+++ RECORD EXCERPTS +++

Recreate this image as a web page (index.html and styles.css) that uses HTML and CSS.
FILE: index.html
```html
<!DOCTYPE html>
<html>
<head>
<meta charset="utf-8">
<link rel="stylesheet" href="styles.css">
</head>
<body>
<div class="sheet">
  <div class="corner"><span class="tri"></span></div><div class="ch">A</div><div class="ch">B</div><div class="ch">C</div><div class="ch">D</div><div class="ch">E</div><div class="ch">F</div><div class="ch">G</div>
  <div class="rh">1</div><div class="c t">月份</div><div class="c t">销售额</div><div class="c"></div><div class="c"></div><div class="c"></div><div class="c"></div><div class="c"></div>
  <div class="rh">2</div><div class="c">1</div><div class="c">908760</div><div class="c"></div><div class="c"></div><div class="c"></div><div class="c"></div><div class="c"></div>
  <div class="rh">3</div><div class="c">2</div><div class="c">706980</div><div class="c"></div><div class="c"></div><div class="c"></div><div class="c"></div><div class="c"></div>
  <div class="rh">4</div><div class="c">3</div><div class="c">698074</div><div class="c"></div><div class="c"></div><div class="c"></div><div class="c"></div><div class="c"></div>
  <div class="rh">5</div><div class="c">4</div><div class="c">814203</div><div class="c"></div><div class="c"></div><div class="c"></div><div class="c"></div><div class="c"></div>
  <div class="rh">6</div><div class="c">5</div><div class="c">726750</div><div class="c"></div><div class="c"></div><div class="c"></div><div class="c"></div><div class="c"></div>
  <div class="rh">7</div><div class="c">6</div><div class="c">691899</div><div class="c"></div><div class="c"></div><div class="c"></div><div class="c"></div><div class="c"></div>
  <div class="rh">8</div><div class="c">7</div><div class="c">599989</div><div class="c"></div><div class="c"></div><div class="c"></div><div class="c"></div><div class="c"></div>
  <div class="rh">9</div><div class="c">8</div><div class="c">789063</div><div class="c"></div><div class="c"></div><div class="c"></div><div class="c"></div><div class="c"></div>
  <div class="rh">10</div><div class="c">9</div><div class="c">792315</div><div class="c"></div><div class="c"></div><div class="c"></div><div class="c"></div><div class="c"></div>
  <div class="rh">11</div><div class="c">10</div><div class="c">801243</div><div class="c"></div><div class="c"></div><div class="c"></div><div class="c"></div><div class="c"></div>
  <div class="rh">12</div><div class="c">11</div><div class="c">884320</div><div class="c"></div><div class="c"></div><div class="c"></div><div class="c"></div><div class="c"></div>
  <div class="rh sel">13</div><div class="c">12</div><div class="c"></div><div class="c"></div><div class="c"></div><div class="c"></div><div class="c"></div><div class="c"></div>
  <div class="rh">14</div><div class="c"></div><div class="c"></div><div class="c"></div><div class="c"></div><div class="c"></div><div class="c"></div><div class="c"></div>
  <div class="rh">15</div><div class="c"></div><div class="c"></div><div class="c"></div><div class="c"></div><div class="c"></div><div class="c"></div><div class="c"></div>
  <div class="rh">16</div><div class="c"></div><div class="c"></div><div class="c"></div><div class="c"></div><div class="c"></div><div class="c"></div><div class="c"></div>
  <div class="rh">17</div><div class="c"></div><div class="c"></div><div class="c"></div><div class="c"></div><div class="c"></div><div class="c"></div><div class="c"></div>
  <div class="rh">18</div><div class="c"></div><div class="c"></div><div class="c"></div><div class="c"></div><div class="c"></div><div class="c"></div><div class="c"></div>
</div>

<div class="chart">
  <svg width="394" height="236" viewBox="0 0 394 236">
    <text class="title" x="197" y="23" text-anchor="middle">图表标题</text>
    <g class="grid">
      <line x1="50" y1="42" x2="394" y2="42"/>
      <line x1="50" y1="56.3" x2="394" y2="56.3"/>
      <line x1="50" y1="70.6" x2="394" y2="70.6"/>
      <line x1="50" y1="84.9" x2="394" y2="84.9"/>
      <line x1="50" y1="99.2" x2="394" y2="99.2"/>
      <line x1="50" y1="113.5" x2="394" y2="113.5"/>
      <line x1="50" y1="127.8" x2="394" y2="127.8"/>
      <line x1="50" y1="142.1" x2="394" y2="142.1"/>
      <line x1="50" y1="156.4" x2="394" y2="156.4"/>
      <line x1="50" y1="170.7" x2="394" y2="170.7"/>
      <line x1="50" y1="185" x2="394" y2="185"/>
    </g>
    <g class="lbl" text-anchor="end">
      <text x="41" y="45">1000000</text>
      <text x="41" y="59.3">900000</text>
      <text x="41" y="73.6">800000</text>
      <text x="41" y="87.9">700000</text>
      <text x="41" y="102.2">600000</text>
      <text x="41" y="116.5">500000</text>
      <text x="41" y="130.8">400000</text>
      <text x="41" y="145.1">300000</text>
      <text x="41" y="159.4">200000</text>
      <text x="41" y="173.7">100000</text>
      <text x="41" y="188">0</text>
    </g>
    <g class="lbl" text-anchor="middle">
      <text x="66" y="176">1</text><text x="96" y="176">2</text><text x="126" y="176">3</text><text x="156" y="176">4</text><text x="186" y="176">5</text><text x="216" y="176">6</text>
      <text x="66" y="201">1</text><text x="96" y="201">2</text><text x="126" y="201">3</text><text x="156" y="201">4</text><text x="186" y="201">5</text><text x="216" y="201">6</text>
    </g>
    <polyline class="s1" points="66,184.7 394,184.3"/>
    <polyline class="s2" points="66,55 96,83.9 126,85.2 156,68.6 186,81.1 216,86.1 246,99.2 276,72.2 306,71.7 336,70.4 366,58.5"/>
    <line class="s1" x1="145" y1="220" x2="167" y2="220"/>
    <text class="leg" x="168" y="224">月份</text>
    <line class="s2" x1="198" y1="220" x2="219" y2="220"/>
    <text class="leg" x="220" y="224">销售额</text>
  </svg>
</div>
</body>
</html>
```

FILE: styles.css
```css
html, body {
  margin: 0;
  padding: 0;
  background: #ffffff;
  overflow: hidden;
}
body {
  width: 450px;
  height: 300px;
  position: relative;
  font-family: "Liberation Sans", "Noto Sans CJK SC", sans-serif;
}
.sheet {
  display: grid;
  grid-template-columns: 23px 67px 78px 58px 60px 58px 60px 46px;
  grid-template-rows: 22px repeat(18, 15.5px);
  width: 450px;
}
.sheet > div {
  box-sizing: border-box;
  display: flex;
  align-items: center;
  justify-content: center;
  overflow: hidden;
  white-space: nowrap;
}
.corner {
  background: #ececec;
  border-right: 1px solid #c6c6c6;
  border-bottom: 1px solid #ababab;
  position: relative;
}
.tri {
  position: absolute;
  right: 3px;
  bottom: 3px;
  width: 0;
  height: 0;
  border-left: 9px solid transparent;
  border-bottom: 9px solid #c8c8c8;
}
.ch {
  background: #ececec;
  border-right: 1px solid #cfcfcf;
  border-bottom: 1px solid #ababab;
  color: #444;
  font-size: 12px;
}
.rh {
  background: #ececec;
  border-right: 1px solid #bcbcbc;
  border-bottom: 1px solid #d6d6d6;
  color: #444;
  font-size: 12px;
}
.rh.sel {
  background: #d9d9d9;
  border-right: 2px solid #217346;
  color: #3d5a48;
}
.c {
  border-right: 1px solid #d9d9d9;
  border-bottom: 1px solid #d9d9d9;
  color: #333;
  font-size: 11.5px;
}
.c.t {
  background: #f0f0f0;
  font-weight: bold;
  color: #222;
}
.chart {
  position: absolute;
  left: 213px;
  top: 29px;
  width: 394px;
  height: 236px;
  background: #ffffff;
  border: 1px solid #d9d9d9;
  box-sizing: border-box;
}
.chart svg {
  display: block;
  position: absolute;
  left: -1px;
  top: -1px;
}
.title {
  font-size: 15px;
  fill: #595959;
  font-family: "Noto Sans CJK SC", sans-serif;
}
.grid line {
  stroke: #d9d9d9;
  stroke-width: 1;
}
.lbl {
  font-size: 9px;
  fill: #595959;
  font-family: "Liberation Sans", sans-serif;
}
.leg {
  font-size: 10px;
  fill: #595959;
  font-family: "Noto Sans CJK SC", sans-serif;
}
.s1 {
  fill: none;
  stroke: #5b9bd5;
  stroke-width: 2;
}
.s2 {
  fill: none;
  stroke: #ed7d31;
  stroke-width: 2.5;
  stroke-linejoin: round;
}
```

+++
+++ RECORD EXCERPTS +++

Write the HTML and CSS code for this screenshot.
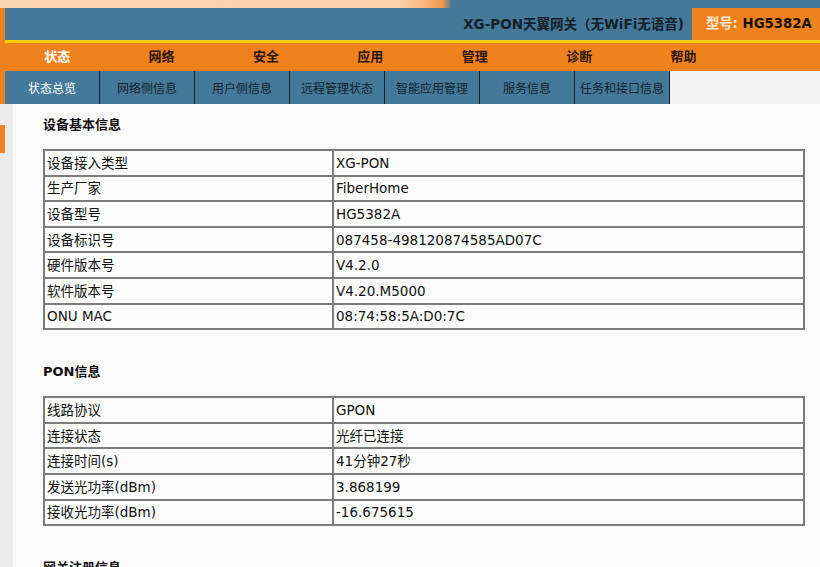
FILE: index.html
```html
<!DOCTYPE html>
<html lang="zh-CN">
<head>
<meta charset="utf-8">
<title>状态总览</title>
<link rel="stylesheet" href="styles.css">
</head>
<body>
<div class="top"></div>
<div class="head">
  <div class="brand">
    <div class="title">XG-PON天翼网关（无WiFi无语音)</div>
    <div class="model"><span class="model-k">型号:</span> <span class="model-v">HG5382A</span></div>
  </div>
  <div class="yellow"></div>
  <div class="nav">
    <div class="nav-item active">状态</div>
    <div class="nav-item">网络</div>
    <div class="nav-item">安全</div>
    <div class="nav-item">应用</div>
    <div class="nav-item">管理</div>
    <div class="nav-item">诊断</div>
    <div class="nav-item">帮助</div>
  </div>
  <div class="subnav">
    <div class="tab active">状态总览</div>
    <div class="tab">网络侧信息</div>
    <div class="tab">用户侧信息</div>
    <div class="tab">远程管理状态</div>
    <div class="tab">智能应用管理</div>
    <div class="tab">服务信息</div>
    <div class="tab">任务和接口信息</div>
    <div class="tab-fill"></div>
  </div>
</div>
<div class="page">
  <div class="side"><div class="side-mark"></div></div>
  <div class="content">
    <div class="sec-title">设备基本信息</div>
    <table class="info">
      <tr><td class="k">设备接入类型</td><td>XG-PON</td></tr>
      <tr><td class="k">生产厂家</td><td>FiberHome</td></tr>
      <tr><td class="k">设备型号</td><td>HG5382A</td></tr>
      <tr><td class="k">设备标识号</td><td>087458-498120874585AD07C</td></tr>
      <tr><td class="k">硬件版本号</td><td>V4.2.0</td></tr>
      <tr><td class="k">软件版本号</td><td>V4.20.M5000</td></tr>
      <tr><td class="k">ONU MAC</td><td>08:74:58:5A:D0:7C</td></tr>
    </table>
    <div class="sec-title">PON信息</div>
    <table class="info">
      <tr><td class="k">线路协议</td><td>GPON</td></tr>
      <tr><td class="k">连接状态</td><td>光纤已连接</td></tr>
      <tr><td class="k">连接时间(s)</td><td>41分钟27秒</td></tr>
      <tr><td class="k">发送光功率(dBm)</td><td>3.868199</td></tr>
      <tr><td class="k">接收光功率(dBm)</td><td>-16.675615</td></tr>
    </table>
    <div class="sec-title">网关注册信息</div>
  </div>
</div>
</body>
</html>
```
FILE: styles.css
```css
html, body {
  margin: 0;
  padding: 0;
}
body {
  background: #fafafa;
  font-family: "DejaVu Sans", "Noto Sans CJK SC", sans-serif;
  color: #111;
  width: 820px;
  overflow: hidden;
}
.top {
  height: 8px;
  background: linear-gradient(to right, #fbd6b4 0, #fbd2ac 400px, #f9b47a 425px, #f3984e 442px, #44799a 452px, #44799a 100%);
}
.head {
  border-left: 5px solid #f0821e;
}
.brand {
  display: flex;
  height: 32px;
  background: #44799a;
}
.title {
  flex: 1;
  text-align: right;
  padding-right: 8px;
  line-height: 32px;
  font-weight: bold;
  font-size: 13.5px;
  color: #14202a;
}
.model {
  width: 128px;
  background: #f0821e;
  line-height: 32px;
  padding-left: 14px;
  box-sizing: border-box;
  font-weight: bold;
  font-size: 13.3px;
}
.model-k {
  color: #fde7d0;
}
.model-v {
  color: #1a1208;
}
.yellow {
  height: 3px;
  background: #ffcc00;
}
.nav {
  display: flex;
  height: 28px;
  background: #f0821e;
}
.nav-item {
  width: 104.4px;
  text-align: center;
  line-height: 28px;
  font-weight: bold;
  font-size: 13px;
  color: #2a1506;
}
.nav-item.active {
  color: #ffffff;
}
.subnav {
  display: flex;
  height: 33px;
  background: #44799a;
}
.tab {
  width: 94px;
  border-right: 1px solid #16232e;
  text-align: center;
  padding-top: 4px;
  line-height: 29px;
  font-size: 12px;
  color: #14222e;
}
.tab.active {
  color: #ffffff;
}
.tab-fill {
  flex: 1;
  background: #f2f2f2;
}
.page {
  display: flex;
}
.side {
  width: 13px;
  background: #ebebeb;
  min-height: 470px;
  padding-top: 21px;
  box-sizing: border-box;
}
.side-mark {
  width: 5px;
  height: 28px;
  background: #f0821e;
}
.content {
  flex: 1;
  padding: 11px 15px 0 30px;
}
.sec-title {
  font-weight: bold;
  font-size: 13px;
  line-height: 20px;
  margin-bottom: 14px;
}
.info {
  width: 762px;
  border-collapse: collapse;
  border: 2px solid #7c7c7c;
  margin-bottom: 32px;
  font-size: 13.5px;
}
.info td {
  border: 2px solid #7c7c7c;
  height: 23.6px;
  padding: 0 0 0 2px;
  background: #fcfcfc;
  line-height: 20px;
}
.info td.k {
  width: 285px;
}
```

+++

Copy each line of the records containing the string "this".

RESPONSE BELOW>
Recreate this image as a web page (index.html and styles.css) that uses HTML and CSS.
Write the HTML and CSS code for this screenshot.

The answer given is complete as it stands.